I love talking to others about their goals.
I’ve recently been asked a few times, “how should I think about tracking my financial goals?”
There is one goal that transcends individual circumstances and is universally relevant.
It’s a goal I want to practice more in my family life. It’s transformative for anyone who wants to improve their finances (and shape the world around us). This goal is the driving force behind our work at Tiller. Simply put: become more aware of your spending.
We are what we spend.
Our closets, attics and garages are filled with our spending choices. The buildings in town, the design of your shoes, and the produce options at the grocery store are a response to our collective spending choices.
Every dollar we spend is a vote. If we want to change ourselves, and if we want to change the world, then we should focus on where we vote with our dollars.
Technology makes spending easy. We can swipe or click and spend with ease. For most of us, it’s challenging to say with any specificity where we actually spend our money. Spending is as easy and mindless as using “um” or “like” in a sentence.
We speak these words, but we’re not always aware. I do this all the time.
So how do we build awareness of our spending?
It’s concrete and simple: sit down each day and review the money you spent. If you share finances with someone else, do this together. There are many tools that make this easy.
You can do it with a pen and pad of paper. You can do this with software. A spreadsheet works well, and Tiller eliminates the data import hassle.
Next, think about how that spending aligns with what’s important in your life.
As part of this resolution, jot down your values and priorities on a sheet of paper. Don’t get stuck on trying to make this perfect. This is a living document.
Over time, you’ll cross some out and add others. You can bring out this page each night when you review what you’ve spent.
The three minute daily spending review.
Reviewing your spending doesn’t have to take more than a few minutes. In exchange for those minutes, you’ll find that you rapidly build awareness about your money.
You’ll start to pay attention to the flow of what you spend. You’ll see trends. You’ll notice changes. You can ask, “how does my spending align with my values?”
The more you think about it in terms of what you’ve spent, the more you’ll think about it before you actually spend.
Then one day, magically, you’ll find your spending starts to shift. Your spending begins to align more closely with your priorities and values.
We’re all busy. Where do we find three minutes?

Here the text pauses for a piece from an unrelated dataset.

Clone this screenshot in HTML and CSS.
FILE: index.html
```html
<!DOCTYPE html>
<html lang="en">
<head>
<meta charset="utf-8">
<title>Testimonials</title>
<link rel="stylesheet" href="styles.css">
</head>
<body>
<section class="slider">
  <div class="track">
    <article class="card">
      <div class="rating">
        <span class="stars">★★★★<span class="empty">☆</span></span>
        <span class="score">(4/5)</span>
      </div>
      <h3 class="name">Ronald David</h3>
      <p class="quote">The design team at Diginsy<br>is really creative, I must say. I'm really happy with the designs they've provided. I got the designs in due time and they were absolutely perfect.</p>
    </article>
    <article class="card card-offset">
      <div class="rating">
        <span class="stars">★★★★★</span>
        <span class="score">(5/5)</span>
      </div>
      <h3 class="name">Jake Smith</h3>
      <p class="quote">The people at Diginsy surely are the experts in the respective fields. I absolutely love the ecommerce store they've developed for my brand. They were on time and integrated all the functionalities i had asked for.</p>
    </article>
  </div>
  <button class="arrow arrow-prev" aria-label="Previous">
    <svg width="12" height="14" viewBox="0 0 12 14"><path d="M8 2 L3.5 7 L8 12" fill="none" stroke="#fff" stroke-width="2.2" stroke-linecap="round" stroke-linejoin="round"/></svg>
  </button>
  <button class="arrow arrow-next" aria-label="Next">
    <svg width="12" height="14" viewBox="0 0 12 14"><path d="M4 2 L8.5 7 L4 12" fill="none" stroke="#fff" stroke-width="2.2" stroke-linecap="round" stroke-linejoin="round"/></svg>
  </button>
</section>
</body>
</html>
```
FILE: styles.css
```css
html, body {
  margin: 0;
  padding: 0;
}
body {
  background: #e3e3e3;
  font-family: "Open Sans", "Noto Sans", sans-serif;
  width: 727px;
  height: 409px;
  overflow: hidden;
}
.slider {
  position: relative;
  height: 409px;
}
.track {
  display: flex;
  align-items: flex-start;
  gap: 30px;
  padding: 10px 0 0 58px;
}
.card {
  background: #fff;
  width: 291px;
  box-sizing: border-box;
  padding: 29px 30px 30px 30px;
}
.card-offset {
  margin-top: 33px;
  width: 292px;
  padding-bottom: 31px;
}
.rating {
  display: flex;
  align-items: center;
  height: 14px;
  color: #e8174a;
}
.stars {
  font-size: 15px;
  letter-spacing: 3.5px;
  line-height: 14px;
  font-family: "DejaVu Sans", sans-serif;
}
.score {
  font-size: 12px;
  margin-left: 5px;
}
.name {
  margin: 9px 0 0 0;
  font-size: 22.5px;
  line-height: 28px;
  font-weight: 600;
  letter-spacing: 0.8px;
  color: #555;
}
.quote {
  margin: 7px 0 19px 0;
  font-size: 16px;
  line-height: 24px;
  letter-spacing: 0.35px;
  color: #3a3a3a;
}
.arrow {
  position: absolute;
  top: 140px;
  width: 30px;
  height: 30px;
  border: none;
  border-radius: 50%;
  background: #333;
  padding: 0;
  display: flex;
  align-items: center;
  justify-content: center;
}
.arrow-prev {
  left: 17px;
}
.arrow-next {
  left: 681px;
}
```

Good question. Even a few minutes can be hard to spare, but think about how much time you make earning that money. Let’s say you spend 40 hours or more a week working to generate income.
Three quiet minutes focused on reviewing your spending each day is less than 1% of your work time. You’re still spending 100x more energy making money than paying attention to spending.
Awareness leads to progress
Yesterday I talked to James, who is now 50, and he expressed his disappointment that his family had not yet bought a house.
He sells cars for a living and makes a good income. He rattled off all of the dirt bikes, road bikes, cars, and things he’s bought over the last 20 years.
Owning a house is really important to him, but he and his wife don’t own one yet. If James writes down what’s important to him and watches where he spends, he’s much more likely to make progress towards those priorities.
Do this for a week, and you’ll become more aware. Do this for a month, and you’ll notice small changes. Do this for a year, and you’ll notice big changes. Do this for several years, and you’ll transform your relationship with money.